Support `cudf-polars` `str.zfill` #19081

brandon-b-miller · 2025-06-04T01:57:35Z

Closes #19035
Closes #16480

I believe this needs pola-rs/polars#22985 to pass the one remaining failing test and the column overload described here #19035 (comment)

python/cudf_polars/cudf_polars/dsl/expressions/string.py

vyasr · 2025-06-12T01:45:09Z

I assume that this PR will updated to leverage #19090 once that is merged?

brandon-b-miller · 2025-06-24T22:02:46Z

python/cudf_polars/cudf_polars/dsl/expressions/string.py

+                col, col_width = [
+                    child.evaluate(df, context=context) for child in self.children
+                ]
+                all_gt_0 = plc.binaryop.binary_operation(


should we do this introspection?

cc @mroeschke , do we usually introspect data to error at this point? If we don't, then we risk maybe producing the wrong result in some edge cases, like a negative fill value in the zfill column overload.

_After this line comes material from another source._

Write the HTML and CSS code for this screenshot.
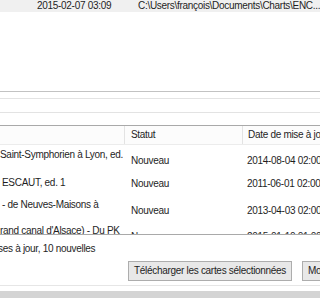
FILE: index.html
```html
<!DOCTYPE html>
<html lang="fr">
<head>
    <meta charset="UTF-8">
    <title>Cartes</title>
    <link rel="stylesheet" href="styles.css">
</head>
<body>
    <div class="window">
        <div class="files">
            <div class="file-row">
                <span class="file-date">2015-02-07 03:09</span>
                <span class="file-path">C:\Users\françois\Documents\Charts\ENC...</span>
            </div>
        </div>

        <div class="filter"></div>

        <div class="charts">
            <div class="charts-head">
                <div class="col-name"></div>
                <div class="col-status">Statut</div>
                <div class="col-date">Date de mise à jour</div>
            </div>
            <div class="charts-body">
                <div class="chart-row tall">
                    <div class="col-name"><span class="cut">Saint-Symphorien à Lyon, ed.</span><span>&nbsp;</span></div>
                    <div class="col-status">Nouveau</div>
                    <div class="col-date">2014-08-04 02:00</div>
                </div>
                <div class="chart-row">
                    <div class="col-name"><span>ESCAUT, ed. 1</span></div>
                    <div class="col-status">Nouveau</div>
                    <div class="col-date">2011-06-01 02:00</div>
                </div>
                <div class="chart-row tall">
                    <div class="col-name"><span>- de Neuves-Maisons à</span><span>&nbsp;</span></div>
                    <div class="col-status">Nouveau</div>
                    <div class="col-date">2013-04-03 02:00</div>
                </div>
                <div class="chart-row tall">
                    <div class="col-name"><span class="cut">rand canal d'Alsace) - Du PK</span><span>&nbsp;</span></div>
                    <div class="col-status">Nouveau</div>
                    <div class="col-date">2015-01-10 01:00</div>
                </div>
            </div>
        </div>

        <div class="summary"><span class="cut">ses à jour, 10 nouvelles</span></div>

        <div class="actions">
            <a href="#" class="button">Télécharger les cartes sélectionnées</a>
            <a href="#" class="button">Mode hors ligne</a>
        </div>

        <div class="statusbar"></div>
    </div>
</body>
</html>
```

FILE: styles.css
```css
html, body {
    margin: 0;
    padding: 0;
    width: 320px;
    height: 300px;
    overflow: hidden;
    background-color: #ffffff;
    color: #1e1e1e;
    font-family: 'Liberation Sans', Arial, sans-serif;
    font-size: 10px;
    letter-spacing: -0.3px;
}

.window {
    width: 320px;
    height: 300px;
    display: flex;
    flex-direction: column;
    overflow: hidden;
}

.files {
    height: 91px;
    flex: none;
    border-bottom: 1px solid #c2c2c2;
}

.file-row {
    display: flex;
    height: 12px;
    line-height: 12px;
    background-color: #f0f0f0;
    white-space: nowrap;
    overflow: hidden;
}

.file-date {
    margin-left: 37px;
    width: 101px;
    flex: none;
}

.filter {
    flex: none;
    height: 13px;
    margin-top: 6px;
    border-top: 1px solid #e3e3e3;
    border-bottom: 1px solid #e3e3e3;
}

.charts {
    flex: none;
    margin-top: 12px;
    height: 108px;
    border-top: 1px solid #a9a9a9;
    border-bottom: 1px solid #a9a9a9;
    overflow: hidden;
}

.charts-head,
.chart-row {
    display: flex;
    white-space: nowrap;
}

.charts-head {
    height: 18px;
    line-height: 18px;
    background-color: #fcfcfc;
    border-bottom: 1px solid #ececec;
}

    .charts-head .col-name,
    .charts-head .col-status {
        border-right: 1px solid #e3e3e3;
    }

.col-name {
    width: 124px;
    flex: none;
    overflow: hidden;
}

.col-status {
    width: 111px;
    flex: none;
    padding-left: 6px;
}

.col-date {
    flex: none;
    padding-left: 5px;
}

.chart-row {
    height: 24px;
    align-items: center;
}

    .chart-row.tall {
        height: 26px;
    }

    .chart-row .col-name {
        display: flex;
        flex-direction: column;
        line-height: 12px;
        padding-left: 2px;
        box-sizing: border-box;
    }

    .chart-row.tall .col-name {
        align-self: flex-start;
        padding-top: 4px;
    }

    .chart-row.tall .col-status,
    .chart-row.tall .col-date {
        padding-top: 4px;
    }

    .chart-row .col-status {
        padding-left: 7px;
    }

.cut {
    margin-left: -2px;
}

.summary {
    flex: none;
    height: 14px;
    line-height: 14px;
    margin-top: 7px;
    white-space: nowrap;
}

.actions {
    flex: none;
    display: flex;
    gap: 10px;
    margin-top: 5px;
    padding-left: 128px;
    white-space: nowrap;
}

.button {
    display: block;
    flex: none;
    height: 18px;
    line-height: 18px;
    padding: 0 5px;
    background-color: #e8e8e8;
    border: 1px solid #adadad;
    color: #1e1e1e;
    text-decoration: none;
}

.statusbar {
    flex: none;
    margin-top: 4px;
    border-top: 1px solid #e6e6e6;
    height: 5px;
    border-bottom: 7px solid #d4d4d4;
}
```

The scalar case is easy enough to introspect and throw, but this is a whole scan.

Is this a case where we wouldn't be able to match the result (not necessarily an error) that Polars produces?

If so, yes, I think there's some precedent on introspecting the data to raise an error. We would want to do this in _validate_input though so it can raise during translation. Plus we can do this introspection on the CPU by doing a similar option on Polars objects

The case this intends to match is the one where one of the fill elements in the column overload is negative, polars throws at runtime in this case. I suppose we want to match that behavior, but it's a performance hit to every call to the column overload :(

brandon-b-miller · 2025-07-11T18:45:31Z

Sorry @mroeschke , just getting back to this now. I've fixed up the PR which should now be passing tests, and responded to the open question above.

python/cudf_polars/cudf_polars/dsl/expressions/string.py

mroeschke · 2025-07-11T23:05:18Z

python/cudf_polars/cudf_polars/dsl/expressions/string.py

+                if width.value is not None and width.value < 0:
+                    dtypestr = dtype_str_repr(width.dtype.polars)
+                    raise InvalidOperationError(
+                        f"conversion from `{dtypestr}` to `u64` "
+                        f"failed in column 'literal' for 1 out of "
+                        f"1 values: [{width.value}]"
+                    ) from None


Could we put this in _validate_input? Raising there will enable fallback during translation.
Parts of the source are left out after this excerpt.